9."I Feel Like Hank Williams Tonight" by Sunny Sweeney

​“I Feel Like Hank Williams Tonight” is a song I’d heard before. Texas troubadour and all-around rapscallion Jerry Jeff Walker had a version on an album almost 30 years ago. It was written by Chris Wall and Texas singer-songwriter Sunny Sweeney calls it “my favorite country song ever.” She told The Bluegrass Situation: “The melody has gotten me since the first time I heard it years and years ago.” Sweeney’s right that it’s a damn good country song, a heartbreaker like few others, and I’m thrilled she recorded it as she sounds like perfection doing it. “I Feel Like Hank Williams Tonight” is one of those songs that sounds like it should’ve been a classic country song, but for some reason just never quite got it’s due. I’m happy Sweeney is helping to get it out there a little more. 

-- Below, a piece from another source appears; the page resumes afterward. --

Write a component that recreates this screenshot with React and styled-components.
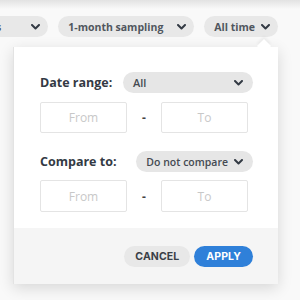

8. "Molotov" by Jason Isbell & the 400 Unit

​“Molotov” is one of the truly underrated tracks off Jason Isbell & the 400 Unit’s near perfect The Nashville Sound and I believe it’s every bit as devastating as “If We Were Vampires.” Nostalgia, wanting to go back in time to the glory days, thinking about all the things you wanted to do and be and having them not turn out that way are all devastating feelings. “Molotov” hits this hard with lines like: “Time flies when you’re making babies/Do you miss your little black Mercedes/Do you miss the girl you once had time to be/When you said we had the same three wishes/I hope you weren’t being facetious/And I hope you still see fire inside of me.” I think that’s a feeling many of us have had before. 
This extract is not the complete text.